Di tahun 2015 ini, salah-satu penulis (sastrawan) nasional (yang kebetulan lahir dan besar di Banten), Niduparas Erlang, juga coba mengangkat soal-soal kosmologis masyarakat Banten yang sifatnya magis, mistis, dan bahkan yang fatalis-nya, melalui sejumlah cerita pendeknya yang terkumpul dalam buku Penanggung Tiga Butir Lada Hitam di Dalam Pusar yang diterbitkan Berjaya Buku Tahun 2015.

Upaya Niduparas Erlang untuk mencoba menggali, mengkritisi, membaca ulang, dan menarasikan kosmologi Banten, baik menyangkut watak, budaya, dan keadaan sosial masyarakat Banten, baik yang di Utara Banten maupun di Selatan Banten, dapat dibaca di sejumlah cerpen-cerpennya yang ada dalam buku tersebut, seperti Sirubahung (yang coba mengangkat dan ‘mengkritisi’ mitos Gantarawang, sebuah tempat di Banten yang dipercaya sebagai tempat yang angker dan ‘mistis’ oleh beberapa orang itu), Seruncing Hangat Cengkeh dan Oray Tutug Wak Gijir dan sejumlah cerpen lainnya yang ada dalam buku yang telah disebutkan itu.

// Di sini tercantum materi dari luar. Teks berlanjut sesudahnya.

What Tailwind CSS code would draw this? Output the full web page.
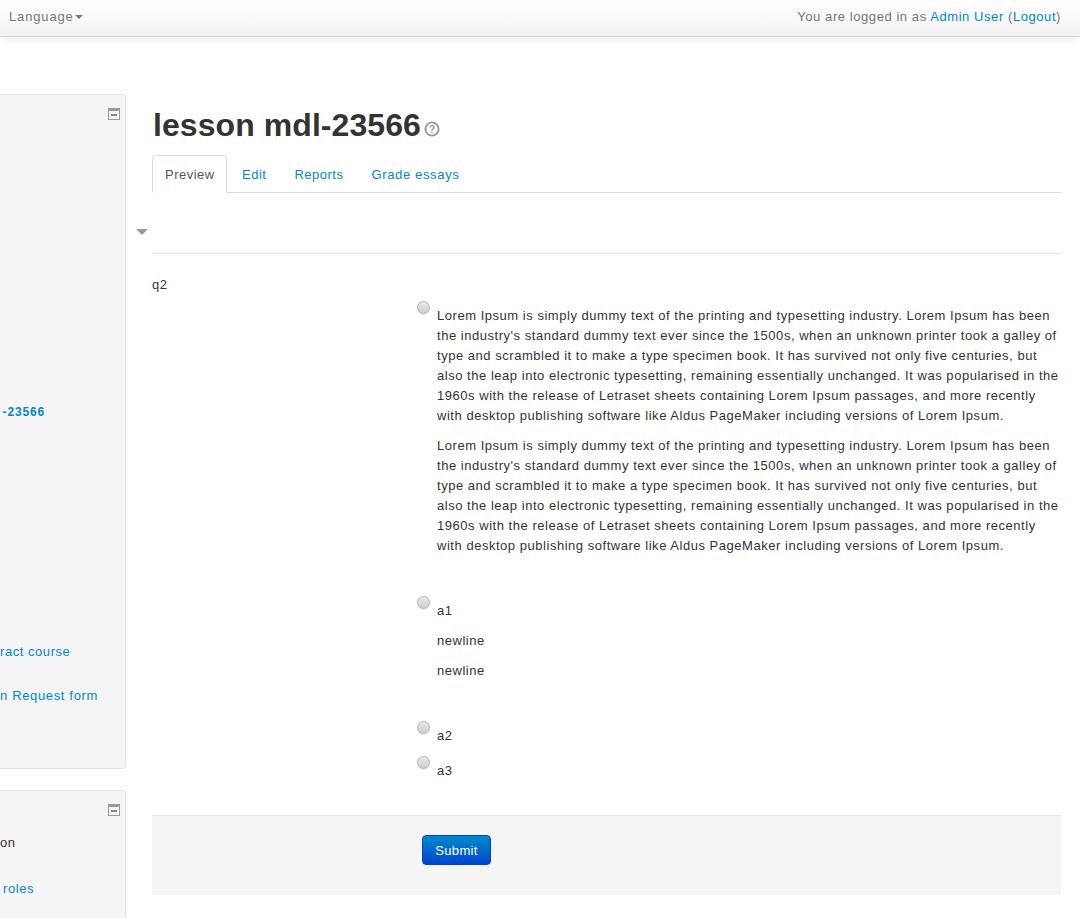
<!DOCTYPE html>
<html lang="en">
<head>
    <meta charset="UTF-8">
    <meta name="viewport" content="width=device-width, initial-scale=1.0">
    <title>lesson mdl-23566</title>
    <script src="https://cdn.jsdelivr.net/npm/@tailwindcss/browser@4"></script>
</head>
<body class="bg-white h-[918px] overflow-hidden font-['Liberation_Sans',Arial,sans-serif] text-[13px] leading-5 tracking-[0.53px] text-[#333]">
    <!-- top navbar -->
    <div class="h-[37px] flex items-center justify-between pl-[9px] pr-[19px] pb-[2px] border-b border-[#d4d4d4] bg-gradient-to-b from-white to-[#f2f2f2] shadow-[0_1px_10px_rgba(0,0,0,0.1)] tracking-[0.57px] text-[#777]">
        <div class="flex items-center">
            <span class="tracking-[0.85px]">Language</span>
            <span class="ml-[1px] w-0 h-0 border-x-4 border-x-transparent border-t-4 border-t-[#777]"></span>
        </div>
        <div>You are logged in as <a href="#" class="text-[#0088cc]">Admin User</a> (<a href="#" class="text-[#0088cc]">Logout</a>)</div>
    </div>

    <div class="flex">
        <!-- side blocks, cut off by the window's left edge -->
        <div class="w-[126px] shrink-0 pt-[57px]">
            <div class="relative h-[675px] bg-[#f5f5f5] border border-l-0 border-[#e3e3e3] rounded-r-[4px] overflow-hidden">
                <svg class="absolute left-[108px] top-[13px]" width="12" height="12" viewBox="0 0 12 12"><rect x="0.5" y="0.5" width="11" height="11" fill="#f5f5f5" stroke="#999"/><rect x="0" y="0" width="12" height="3" fill="#999"/><rect x="3" y="6" width="6" height="2" fill="#888"/></svg>
                <div class="pt-[307px] flex flex-col items-end pr-[80px] whitespace-nowrap">
                    <a href="#" class="font-bold text-[12px] tracking-[0.85px] text-[#0088cc]">-23566</a>
                </div>
                <div class="absolute top-[547px] left-0 tracking-[0.55px] text-[#0088cc] whitespace-nowrap">ract course</div>
                <div class="absolute top-[591px] left-0 tracking-[0.65px] text-[#0088cc] whitespace-nowrap">n Request form</div>
            </div>
            <div class="relative mt-[21px] h-[140px] bg-[#f5f5f5] border border-l-0 border-[#e3e3e3] rounded-r-[4px]">
                <svg class="absolute left-[108px] top-[13px]" width="12" height="12" viewBox="0 0 12 12"><rect x="0.5" y="0.5" width="11" height="11" fill="#f5f5f5" stroke="#999"/><rect x="0" y="0" width="12" height="3" fill="#999"/><rect x="3" y="6" width="6" height="2" fill="#888"/></svg>
                <div class="absolute top-[42px] left-0">on</div>
                <a href="#" class="absolute top-[88px] left-[3px] tracking-[0.6px] text-[#0088cc]">roles</a>
            </div>
        </div>

        <!-- main column -->
        <div class="relative ml-[26px] w-[909px] shrink-0 pt-[68px]">
            <h1 class="flex items-center pl-[1px] text-[32px] tracking-[0.07px] leading-[40px] font-bold text-[#333] h-[40px]">
                lesson mdl-23566
                <svg class="ml-[3px] mt-[8px]" width="16" height="16" viewBox="0 0 16 16"><circle cx="8" cy="8" r="6.6" fill="none" stroke="#999" stroke-width="1.9"/><text x="8" y="11.6" text-anchor="middle" font-size="10" font-weight="700" font-family="Liberation Sans" fill="#999">?</text></svg>
            </h1>

            <ul class="mt-[10px] flex h-[38px] border-b border-[#ddd] tracking-[0.5px]">
                <li class="w-[75px] h-[38px] pl-[12px] pt-[9px] bg-white border border-[#ddd] border-b-white rounded-t-[4px] text-[#555]">Preview</li>
                <li class="pl-[15px] pr-[14px] pt-[10px] text-[#0088cc]">Edit</li>
                <li class="pl-[14px] pr-[14px] pt-[10px] text-[#0088cc]">Reports</li>
                <li class="pl-[14px] pt-[10px] text-[#0088cc] tracking-[0.65px]">Grade essays</li>
            </ul>

            <span class="absolute left-[-16px] top-[192px] w-0 h-0 border-x-[6px] border-x-transparent border-t-[6px] border-t-[#999]"></span>

            <div class="mt-[60px] border-t border-[#e5e5e5]"></div>

            <p class="mt-[21px]">q2</p>

            <!-- answers -->
            <div class="pl-[265px]">
                <div class="flex items-start">
                    <span class="mt-[6px] w-[13px] h-[13px] shrink-0 rounded-full border border-[#b5b5b5] bg-gradient-to-b from-[#e8e8e8] to-[#cfcfcf] shadow-[0_1px_1px_rgba(0,0,0,0.1)]"></span>
                    <div class="ml-[7px] pt-[11px]">
                        <p class="mb-[10px]">Lorem Ipsum is simply dummy text of the printing and typesetting industry. Lorem Ipsum has been the industry's standard dummy text ever since the 1500s, when an unknown printer took a galley of type and scrambled it to make a type specimen book. It has survived not only five centuries, but also the leap into electronic typesetting, remaining essentially unchanged. It was popularised in the 1960s with the release of Letraset sheets containing Lorem Ipsum passages, and more recently with desktop publishing software like Aldus PageMaker including versions of Lorem Ipsum.</p>
                        <p>Lorem Ipsum is simply dummy text of the printing and typesetting industry. Lorem Ipsum has been the industry's standard dummy text ever since the 1500s, when an unknown printer took a galley of type and scrambled it to make a type specimen book. It has survived not only five centuries, but also the leap into electronic typesetting, remaining essentially unchanged. It was popularised in the 1960s with the release of Letraset sheets containing Lorem Ipsum passages, and more recently with desktop publishing software like Aldus PageMaker including versions of Lorem Ipsum.</p>
                    </div>
                </div>
                <div class="mt-[34px] flex items-start">
                    <span class="mt-[6px] w-[13px] h-[13px] shrink-0 rounded-full border border-[#b5b5b5] bg-gradient-to-b from-[#e8e8e8] to-[#cfcfcf] shadow-[0_1px_1px_rgba(0,0,0,0.1)]"></span>
                    <div class="ml-[7px] pt-[11px] flex flex-col gap-[10px]">
                        <p>a1</p>
                        <p>newline</p>
                        <p>newline</p>
                    </div>
                </div>
                <div class="mt-[34px] flex items-start">
                    <span class="mt-[6px] w-[13px] h-[13px] shrink-0 rounded-full border border-[#b5b5b5] bg-gradient-to-b from-[#e8e8e8] to-[#cfcfcf] shadow-[0_1px_1px_rgba(0,0,0,0.1)]"></span>
                    <p class="ml-[7px] pt-[11px]">a2</p>
                </div>
                <div class="mt-[4px] flex items-start">
                    <span class="mt-[6px] w-[13px] h-[13px] shrink-0 rounded-full border border-[#b5b5b5] bg-gradient-to-b from-[#e8e8e8] to-[#cfcfcf] shadow-[0_1px_1px_rgba(0,0,0,0.1)]"></span>
                    <p class="ml-[7px] pt-[11px]">a3</p>
                </div>
            </div>

            <!-- submit bar -->
            <div class="mt-[34px] h-[80px] pt-[19px] pl-[270px] bg-[#f5f5f5] border-t border-[#e5e5e5]">
                <button class="w-[69px] h-[30px] pt-[1px] rounded-[4px] border border-[#0044cc] bg-gradient-to-b from-[#0088cc] to-[#0044cc] text-white text-[13px] tracking-[0.3px]">Submit</button>
            </div>
        </div>
    </div>
</body>
</html>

Ikhtiar Niduparas Erlang yang berusaha dan dapat dikatakan ‘cukup berhasil’ untuk menghadirkan ‘Kosmologi Banten’ dalam sastra-prosa melalui buku kumpulan cerita pendeknya yang terkumpul dalam buku Penanggung Tiga Butir Lada Hitam di Dalam Pusar yang diterbitkan Berjaya Buku Tahun 2015 dan memenangkan Siwa Nataraja Award tersebut sesungguhnya harus mendapatkan apresiasi yang setimpal dari kita (serta tentu saja dari pembaca atau audiens sastra) sebagai seorang penulis (yang dalam hal ini sebagai seorang cerpenis) yang berusaha ‘merawat’ lanskap dan kosmologi sosial-kultural Banten melalui dokumentasi kebudayaan, yang dalam hal ini melalui sastra prosa, lebih khususnya melalui prosa cerita-cerita pendek yang ditulisnya. Terlebih, hingga saat ini, belum banyak para penulis di Banten sendiri yang dapat dikatakan cukup berhasil untuk mewacanakan Banten dan mengangkat kosmologi masyarakat Banten dalam sastra prosa seperti yang dilakukan oleh Niduparas Erlang.